Data masking policies support various methods, such as masking, hashing, character replacement, numerical rounding, and date rounding, to meet various masking requirements for identity information, bank card numbers, addresses, and phone numbers. MaxCompute implements data masking at the point closest to data retrieval from storage, which ensures high performance and robust security.

image

Scope

  • Supported regions

    This feature is in public preview and is available in the following regions: China (Hangzhou), China (Shanghai), China (Beijing), China (Zhangjiakou), China (Ulanqab), China (Shenzhen), China (Chengdu), China (Hong Kong), Japan (Tokyo), Singapore, Malaysia (Kuala Lumpur), Indonesia (Jakarta), Germany (Frankfurt), and US (Silicon Valley).

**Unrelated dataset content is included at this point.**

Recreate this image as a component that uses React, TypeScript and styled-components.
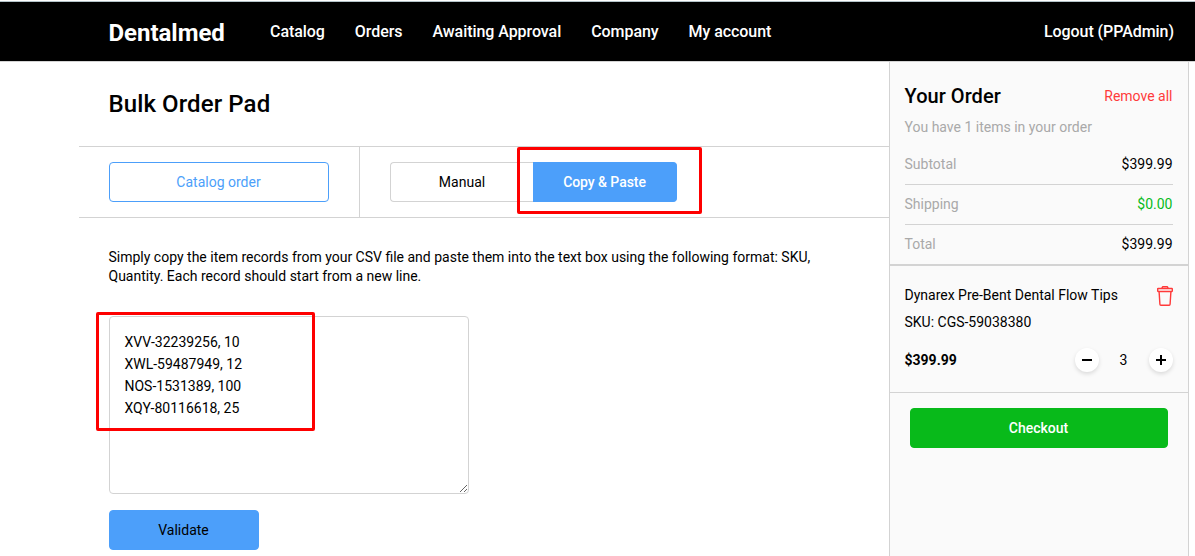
import React from "react";
import styled, { createGlobalStyle } from "styled-components";

const GlobalStyle = createGlobalStyle`
  *, *::before, *::after { box-sizing: border-box; }
  body {
    margin: 0;
    background: #fff;
    color: #000;
    font-family: Roboto, "Liberation Sans", sans-serif;
    font-size: 14px;
    line-height: 20px;
    overflow: hidden;
  }
  button, textarea { font: inherit; color: inherit; }
`;

const Page = styled.div`
  display: flex;
  flex-direction: column;
  height: 556px;
  padding-top: 1px;
  overflow: hidden;
`;

const Header = styled.header`
  display: flex;
  flex: none;
  align-items: center;
  height: 61px;
  padding: 0 21px 0 108.5px;
  background: #000;
  border-top: 1px solid #b4c3c9;
  border-bottom: 1px solid #d3d3d3;
  color: #fff;
`;

const Brand = styled.div`
  width: 161.5px;
  padding-top: 2px;
  font-size: 24px;
  line-height: 30px;
  font-weight: 700;
  letter-spacing: -0.03px;
`;

const Nav = styled.nav`
  display: flex;
  flex: 1;
  gap: 30px;
`;

const NavLink = styled.a`
  font-size: 16px;
  line-height: 20px;
  font-weight: 500;
  letter-spacing: -0.06px;
  white-space: nowrap;
`;

const Body = styled.div`
  display: flex;
  flex: 1;
  min-height: 0;
  padding-left: 79px;
`;

const Main = styled.main`
  width: 810px;
`;

const Title = styled.h1`
  margin: 0;
  padding: 27px 29.5px;
  height: 84px;
  font-size: 24px;
  line-height: 30px;
  font-weight: 500;
  letter-spacing: 0.1px;
`;

const Toolbar = styled.div`
  display: flex;
  height: 72px;
  border-top: 1px solid #d3d3d3;
  border-bottom: 1px solid #d3d3d3;
`;

const ToolbarCell = styled.div<{ $divided?: boolean }>`
  display: flex;
  position: relative;
  padding: 15px 30px;
  border-right: ${(p) => (p.$divided ? "1px solid #d3d3d3" : "0")};
`;

const Button = styled.button<{
  $width: number;
  $tone: "outline" | "primary" | "success";
}>`
  display: block;
  width: ${(p) => p.$width}px;
  height: 40px;
  padding: 0 1px 0 0;
  border-radius: 4px;
  border: 1px solid ${(p) => (p.$tone === "success" ? "#08ba1a" : "#4c9ffa")};
  background: ${(p) =>
    p.$tone === "outline" ? "#fff" : p.$tone === "success" ? "#08ba1a" : "#4c9ffa"};
  color: ${(p) =>
    p.$tone === "outline" ? "#4c9ffa" : p.$tone === "success" ? "#fff" : "#000"};
  font-weight: ${(p) => (p.$tone === "success" ? 500 : 400)};
`;

const Tab = styled.button<{ $active?: boolean }>`
  width: ${(p) => (p.$active ? 144 : 143)}px;
  height: 40px;
  padding: 0;
  border: 1px solid ${(p) => (p.$active ? "#4c9ffa" : "#d3d3d3")};
  ${(p) => (p.$active ? "border-left: 0;" : "border-right: 0;")}
  border-radius: ${(p) => (p.$active ? "0 4px 4px 0" : "4px 0 0 4px")};
  background: ${(p) => (p.$active ? "#4c9ffa" : "#fff")};
  color: ${(p) => (p.$active ? "#fff" : "#000")};
  font-weight: ${(p) => (p.$active ? 500 : 400)};
  letter-spacing: ${(p) => (p.$active ? "-0.06px" : "0")};
`;

const Highlight = styled.div<{ $x: number; $y: number; $w: number; $h: number }>`
  position: absolute;
  left: ${(p) => p.$x}px;
  top: ${(p) => p.$y}px;
  width: ${(p) => p.$w}px;
  height: ${(p) => p.$h}px;
  border: 3px solid #fe0000;
  border-radius: 2px;
  pointer-events: none;
`;

const Content = styled.section`
  padding: 30px;
`;

const Hint = styled.p`
  margin: 0 0 30px -0.5px;
  line-height: 19px;
`;

const Field = styled.div`
  position: relative;
  width: 360px;
  height: 178px;
  margin-bottom: 16px;
`;

const Records = styled.textarea`
  display: block;
  width: 360px;
  height: 178px;
  padding: 14px 14.5px;
  border: 1px solid #d3d3d3;
  border-radius: 4px;
  background: #fff;
  line-height: 22px;
  outline: none;
`;

const Sidebar = styled.aside`
  width: 300px;
  border: solid #d3d3d3;
  border-width: 0 1px;
  background: #fafafa;
`;

const Summary = styled.div`
  height: 204px;
  padding: 20px 15px 0;
  border-bottom: 2px solid #d3d3d3;
`;

const SummaryHead = styled.div`
  display: flex;
  justify-content: space-between;
  align-items: center;
  height: 28px;
`;

const SummaryTitle = styled.h2`
  margin: 0 0 0 -0.5px;
  font-size: 20px;
  line-height: 28px;
  font-weight: 500;
  letter-spacing: 0.05px;
`;

const RemoveAll = styled.a`
  color: #ff3a3a;
  padding-right: 0.5px;
`;

const Muted = styled.div`
  margin-left: -0.5px;
  padding: 7px 0 8px;
  color: #a9a9a9;
`;

const TotalRow = styled.div<{ $last?: boolean }>`
  display: flex;
  justify-content: space-between;
  height: 40px;
  padding-top: 9px;
  border-bottom: ${(p) => (p.$last ? "0" : "1px solid #d3d3d3")};
`;

const Label = styled.span`
  margin-left: -0.5px;
  color: #a9a9a9;
`;

const Amount = styled.span<{ $free?: boolean }>`
  margin-right: 0.5px;
  color: ${(p) => (p.$free ? "#08ba1a" : "#000")};
`;

const Item = styled.div`
  height: 127px;
  padding: 19px 15px 0;
  border-bottom: 1px solid #d3d3d3;
`;

const ItemRow = styled.div<{ $height: number }>`
  display: flex;
  justify-content: space-between;
  align-items: center;
  height: ${(p) => p.$height}px;
`;

const ItemText = styled.span<{ $bold?: boolean }>`
  margin-left: -0.5px;
  padding-bottom: 2px;
  font-weight: ${(p) => (p.$bold ? 700 : 400)};
`;

const Stepper = styled.div`
  display: flex;
  align-items: center;
  width: 98px;
  justify-content: space-between;
`;

const Quantity = styled.span`
  padding: 0 1px 1px 0;
`;

const Round = styled.button`
  display: flex;
  width: 24px;
  height: 24px;
  margin-bottom: 1px;
  padding: 0;
  border: 0;
  border-radius: 50%;
  background: #fff;
  box-shadow: 0 2px 4px rgba(0, 0, 0, 0.13);
`;

const CheckoutBar = styled.div`
  padding: 15px 20px;
`;

const TrashIcon = () => (
  <svg width="16" height="20" viewBox="0 0 16 20" fill="none" stroke="#ff3a3a" strokeWidth="1.4">
    <path d="M4.9 2.4 5.6 .8H10.4L11.1 2.4" strokeLinejoin="round" />
    <rect x=".7" y="2.5" width="14.6" height="3" rx=".4" />
    <path d="M2.1 5.6 2.9 18.3Q3 19.3 3.8 19.3H12.2Q13 19.3 13.1 18.3L13.9 5.6" />
  </svg>
);

const SignIcon = ({ plus }: { plus?: boolean }) => (
  <svg width="24" height="24" viewBox="0 0 24 24" fill="#000">
    <rect x="7" y="11" width="10" height="2" />
    {plus && <rect x="11" y="7" width="2" height="10" />}
  </svg>
);

const links = ["Catalog", "Orders", "Awaiting Approval", "Company", "My account"];
const records = "XVV-32239256, 10\nXWL-59487949, 12\nNOS-1531389, 100\nXQY-80116618, 25";

export default function App() {
  return (
    <Page>
      <GlobalStyle />
      <Header>
        <Brand>Dentalmed</Brand>
        <Nav>
          {links.map((l) => (
            <NavLink key={l}>{l}</NavLink>
          ))}
        </Nav>
        <NavLink>Logout (PPAdmin)</NavLink>
      </Header>
      <Body>
        <Main>
          <Title>Bulk Order Pad</Title>
          <Toolbar>
            <ToolbarCell $divided>
              <Button $width={220} $tone="outline">Catalog order</Button>
            </ToolbarCell>
            <ToolbarCell>
              <Tab>Manual</Tab>
              <Tab $active>Copy &amp; Paste</Tab>
              <Highlight $x={157} $y={0} $w={185} $h={67} />
            </ToolbarCell>
          </Toolbar>
          <Content>
            <Hint>
              Simply copy the item records from your CSV file and paste them into the text box
              using the following format: SKU,
              <br />
              Quantity. Each record should start from a new line.
            </Hint>
            <Field>
              <Records defaultValue={records} spellCheck={false} />
              <Highlight $x={-13} $y={-4} $w={219} $h={119} />
            </Field>
            <Button $width={150} $tone="primary">Validate</Button>
          </Content>
        </Main>
        <Sidebar>
          <Summary>
            <SummaryHead>
              <SummaryTitle>Your Order</SummaryTitle>
              <RemoveAll>Remove all</RemoveAll>
            </SummaryHead>
            <Muted>You have 1 items in your order</Muted>
            <TotalRow>
              <Label>Subtotal</Label>
              <Amount>$399.99</Amount>
            </TotalRow>
            <TotalRow>
              <Label>Shipping</Label>
              <Amount $free>$0.00</Amount>
            </TotalRow>
            <TotalRow $last>
              <Label>Total</Label>
              <Amount>$399.99</Amount>
            </TotalRow>
          </Summary>
          <Item>
            <ItemRow $height={22}>
              <ItemText>Dynarex Pre-Bent Dental Flow Tips</ItemText>
              <TrashIcon />
            </ItemRow>
            <ItemRow $height={32}>
              <ItemText>SKU: CGS-59038380</ItemText>
            </ItemRow>
            <ItemRow $height={43}>
              <ItemText $bold>$399.99</ItemText>
              <Stepper>
                <Round aria-label="Decrease"><SignIcon /></Round>
                <Quantity>3</Quantity>
                <Round aria-label="Increase"><SignIcon plus /></Round>
              </Stepper>
            </ItemRow>
          </Item>
          <CheckoutBar>
            <Button $width={258} $tone="success">Checkout</Button>
          </CheckoutBar>
        </Sidebar>
      </Body>
    </Page>
  );
}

  • Supported driver versions

    MaxCompute connection method

    Driver version

    Support for data masking

    Java SDK

    0.48.0-public and later

    Support

    odpscmd

    0.47.1 and later

    Support

    JDBC

    3.4.3 and later

    Support

    MaxFrame

    Unlimited

    Support

    PyODPS

    Unlimited

    Support

    Go SDK

    Unlimited

    Support

  • Internal tables

    • MaxCompute supports data masking policies for internal tables, but not for foreign tables.

    • The dynamic data masking feature and row-level permissions feature are mutually exclusive. You cannot configure both a data masking policy and a row-level permission policy for the same table.

    • If you use a masking policy to mask Chinese characters, the character encoding must be UTF-8.

  • Views

    • Traditional views support data masking policies. The data masking policies for traditional views are synchronized with those of the source tables. If you attach or detach data masking policies from the source tables, the changes also take effect on the traditional views.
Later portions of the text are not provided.